Southampton, Brighton, Reading

Labour councils miss opportunity to stop Tory cuts

Southampton Socialist Party members and trade unionists protest against cuts

Southampton Socialist Party members and trade unionists protest against cuts   (Click to enlarge: opens in new window)

Nick Chaffey, Socialist Party Southern secretary

In the same week at the end of February, three Labour councils in the south – Brighton, Reading and Southampton – had an opportunity to use Labour’s strongholds in southern England to rally opposition to further Tory austerity and set no-cuts budgets to defend jobs and services.

But far from putting up resistance, these councillors are privatising amenities, cutting services and putting up council tax, rents and charges.
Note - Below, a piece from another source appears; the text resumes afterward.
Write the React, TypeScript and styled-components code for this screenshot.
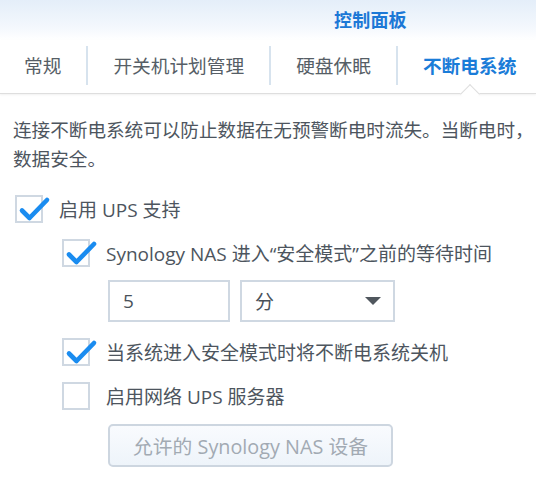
import React from "react";
import styled, { createGlobalStyle } from "styled-components";

const Global = createGlobalStyle`
  html, body { margin: 0; padding: 0; background: #fff; }
  body { font-family: "Open Sans", "Noto Sans CJK SC", sans-serif; }
`;

const Page = styled.div`
  width: 536px;
  height: 494px;
  overflow: hidden;
  background: #fff;
`;

const Header = styled.div`
  background: linear-gradient(to bottom, #e4eef9 0%, #f4f8fd 70%, #ffffff 100%);
  height: 40px;
  display: flex;
  align-items: center;
  padding: 0 0 3px 334px;
  box-sizing: border-box;
`;

const Title = styled.div`
  font-size: 18px;
  font-weight: 700;
  color: #1c78d6;
  letter-spacing: 0.2px;
`;

const TabBar = styled.div`
  display: flex;
  align-items: center;
  height: 53px;
  border-bottom: 1px solid #dedede;
  box-shadow: 0 1px 2px rgba(0, 0, 0, 0.06);
`;

const Tab = styled.div<{ $active?: boolean; $first?: boolean; $divider?: boolean }>`
  position: relative;
  flex: none;
  white-space: nowrap;
  height: 100%;
  box-sizing: border-box;
  display: flex;
  align-items: center;
  padding: 0 25px 5px ${(p) => (p.$first ? "24px" : "25px")};
  margin-left: ${(p) => (p.$divider ? "2px" : "0")};
  font-size: 18.7px;
  color: ${(p) => (p.$active ? "#1a7cd8" : "#565e66")};
  font-weight: ${(p) => (p.$active ? 700 : 400)};
  ${(p) =>
    p.$divider &&
    `
    &::before {
      content: "";
      position: absolute;
      left: -2px;
      top: 6px;
      bottom: 8px;
      width: 2px;
      background: #d7e3ee;
    }
  `}
  ${(p) =>
    p.$active &&
    `
    &::after {
      content: "";
      position: absolute;
      left: 50%;
      bottom: -8px;
      width: 13px;
      height: 13px;
      margin-left: -7px;
      background: #fff;
      border-top: 1px solid #dedede;
      border-left: 1px solid #dedede;
      transform: rotate(45deg);
    }
  `}
`;

const Content = styled.div`
  padding: 21px 0 0 13px;
  display: flex;
  flex-direction: column;
`;

const Description = styled.div`
  font-size: 18.6px;
  line-height: 29px;
  color: #4d555e;
  margin-bottom: 14px;
  white-space: nowrap;
`;

const Options = styled.div`
  display: flex;
  flex-direction: column;
  padding-left: 2px;
`;

const Row = styled.label<{ $indent?: number }>`
  display: flex;
  align-items: center;
  height: 44px;
  padding-left: ${(p) => p.$indent ?? 0}px;
  gap: 16px;
  font-size: 19px;
  color: #4d555e;
  white-space: nowrap;
`;

const Box = styled.span`
  position: relative;
  width: 28px;
  height: 28px;
  box-sizing: border-box;
  border: 2px solid #cfd8e2;
  background: #fff;
  flex: none;
`;

const Check = styled.svg`
  position: absolute;
  left: 2px;
  top: -1px;
  width: 30px;
  height: 26px;
  overflow: visible;
`;

const Fields = styled.div`
  display: flex;
  gap: 10px;
  padding-left: 93px;
  margin: 5px 0 8px;
`;

const TextInput = styled.div`
  width: 122px;
  height: 42px;
  box-sizing: border-box;
  border: 2px solid #cfd8e2;
  display: flex;
  align-items: center;
  padding-left: 13px;
  font-size: 19px;
  color: #4a525a;
`;

const Select = styled.div`
  width: 155px;
  height: 42px;
  box-sizing: border-box;
  border: 2px solid #cfd8e2;
  display: flex;
  align-items: center;
  justify-content: space-between;
  padding: 0 12px 0 13px;
  font-size: 19px;
  color: #4a525a;
`;

const Arrow = styled.span`
  width: 0;
  height: 0;
  border-left: 8.5px solid transparent;
  border-right: 8.5px solid transparent;
  border-top: 8px solid #50575e;
`;

const Button = styled.div`
  margin: 6px 0 0 93px;
  width: 285px;
  height: 43px;
  box-sizing: border-box;
  border: 2px solid #cdd6e0;
  border-radius: 5px;
  background: linear-gradient(to bottom, #f9fbfe, #eef4fa);
  display: flex;
  align-items: center;
  justify-content: center;
  font-size: 19.8px;
  color: #a2aab3;
  white-space: nowrap;
`;

const CheckBox = ({ checked }: { checked?: boolean }) => (
  <Box>
    {checked && (
      <Check viewBox="0 0 30 26">
        <path
          d="M3 14.5 L10.5 22 L28 4"
          fill="none"
          stroke="#1a8cf0"
          strokeWidth="4.6"
          strokeLinecap="round"
          strokeLinejoin="round"
        />
      </Check>
    )}
  </Box>
);

export default function App() {
  return (
    <Page>
      <Global />
      <Header>
        <Title>控制面板</Title>
      </Header>
      <TabBar>
        <Tab $first>常规</Tab>
        <Tab $divider>开关机计划管理</Tab>
        <Tab $divider>硬盘休眠</Tab>
        <Tab $divider $active>
          不断电系统
        </Tab>
      </TabBar>
      <Content>
        <Description>
          连接不断电系统可以防止数据在无预警断电时流失。当断电时，
          <br />
          数据安全。
        </Description>
        <Options>
          <Row>
            <CheckBox checked />
            启用 UPS 支持
          </Row>
          <Row $indent={47}>
            <CheckBox checked />
            Synology NAS 进入“安全模式”之前的等待时间
          </Row>
          <Fields>
            <TextInput>5</TextInput>
            <Select>
              分
              <Arrow />
            </Select>
          </Fields>
          <Row $indent={47}>
            <CheckBox checked />
            当系统进入安全模式时将不断电系统关机
          </Row>
          <Row $indent={47}>
            <CheckBox />
            启用网络 UPS 服务器
          </Row>
          <Button>允许的 Synology NAS 设备</Button>
        </Options>
      </Content>
    </Page>
  );
}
This will only further punish hard-hit working-class communities.

Reading Labour councillors voted through the privatisation of leisure services to none other than Greenwich Leisure Limited, who attacked library workers and were beaten by strike action from Unite the Union in south London.

Continuing cuts to Southampton schools mean teaching assistants and teachers axed, class sizes rising and classroom support disappearing. The housing crisis continues, but Southampton Council is borrowing £200 million to speculate in buying commercial property – enough to build over 2,000 council homes.
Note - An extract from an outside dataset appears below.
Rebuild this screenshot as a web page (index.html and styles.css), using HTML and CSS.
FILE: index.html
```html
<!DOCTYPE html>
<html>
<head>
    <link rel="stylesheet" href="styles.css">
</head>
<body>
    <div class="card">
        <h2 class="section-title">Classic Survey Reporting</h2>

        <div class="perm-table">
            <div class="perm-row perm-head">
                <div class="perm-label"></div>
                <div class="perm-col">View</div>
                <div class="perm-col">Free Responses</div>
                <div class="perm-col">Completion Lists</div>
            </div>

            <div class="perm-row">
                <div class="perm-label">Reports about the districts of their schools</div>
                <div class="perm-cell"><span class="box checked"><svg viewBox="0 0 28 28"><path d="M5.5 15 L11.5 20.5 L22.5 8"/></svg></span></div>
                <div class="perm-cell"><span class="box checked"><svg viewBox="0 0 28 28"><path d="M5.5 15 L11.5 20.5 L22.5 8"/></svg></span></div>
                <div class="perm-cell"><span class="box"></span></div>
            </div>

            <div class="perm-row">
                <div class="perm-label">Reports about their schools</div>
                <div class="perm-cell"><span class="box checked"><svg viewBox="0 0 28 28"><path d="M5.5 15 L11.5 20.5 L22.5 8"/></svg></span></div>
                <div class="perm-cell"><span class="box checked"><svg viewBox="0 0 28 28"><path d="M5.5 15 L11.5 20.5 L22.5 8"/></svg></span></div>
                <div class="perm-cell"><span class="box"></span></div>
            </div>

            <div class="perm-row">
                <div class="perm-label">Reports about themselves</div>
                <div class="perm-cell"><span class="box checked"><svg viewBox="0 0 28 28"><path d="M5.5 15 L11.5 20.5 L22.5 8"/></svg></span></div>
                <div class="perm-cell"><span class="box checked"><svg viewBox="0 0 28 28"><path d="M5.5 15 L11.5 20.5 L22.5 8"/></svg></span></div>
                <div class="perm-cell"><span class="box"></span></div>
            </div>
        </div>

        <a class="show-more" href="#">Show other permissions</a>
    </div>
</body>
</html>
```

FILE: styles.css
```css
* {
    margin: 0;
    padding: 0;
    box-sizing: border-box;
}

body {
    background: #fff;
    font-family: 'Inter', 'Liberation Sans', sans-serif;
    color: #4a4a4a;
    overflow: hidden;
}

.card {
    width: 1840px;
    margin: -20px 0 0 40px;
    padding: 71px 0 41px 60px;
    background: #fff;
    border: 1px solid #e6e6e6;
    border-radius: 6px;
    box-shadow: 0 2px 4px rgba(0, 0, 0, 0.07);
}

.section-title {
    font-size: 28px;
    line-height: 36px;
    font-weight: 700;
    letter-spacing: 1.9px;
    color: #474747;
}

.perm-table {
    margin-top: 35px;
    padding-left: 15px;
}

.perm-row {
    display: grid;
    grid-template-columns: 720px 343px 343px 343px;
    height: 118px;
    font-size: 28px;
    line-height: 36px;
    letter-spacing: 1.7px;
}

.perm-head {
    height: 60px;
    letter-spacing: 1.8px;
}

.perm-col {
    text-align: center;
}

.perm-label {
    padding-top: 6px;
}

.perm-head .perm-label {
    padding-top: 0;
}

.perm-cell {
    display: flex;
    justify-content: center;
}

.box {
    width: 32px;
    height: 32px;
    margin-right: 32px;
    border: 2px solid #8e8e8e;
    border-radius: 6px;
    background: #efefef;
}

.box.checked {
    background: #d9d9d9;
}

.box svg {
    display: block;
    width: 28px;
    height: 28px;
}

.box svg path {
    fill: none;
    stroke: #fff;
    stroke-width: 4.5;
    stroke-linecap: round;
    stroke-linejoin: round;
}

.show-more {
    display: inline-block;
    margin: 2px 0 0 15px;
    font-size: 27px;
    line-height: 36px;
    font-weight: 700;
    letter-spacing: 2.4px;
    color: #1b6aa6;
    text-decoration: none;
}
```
Brighton Labour councillors proposed £9.3 million cuts, including slashing disability and domestic violence services.

None of the Labour leadership candidates support Labour councils setting no-cuts budgets or mobilising council trade unions and the local communities to fight for government funding. It is essential that this is challenged in the local elections, and a no-cuts socialist alternative is offered to working-class voters.

I made the deputation, on behalf of the Socialist Party, to the council budget meeting. I said: “The decade of austerity has been a disaster for working-class communities, with the loss of vital services and cuts to over 1,000 jobs.

“We need to fight for the restoration of the £151 million stolen by the Tories from Southampton since 2010.” This would fund “youth services, social care, libraries and Sure Start, alongside a council house building programme, showing an alternative socialist vision to the decade of cutbacks.”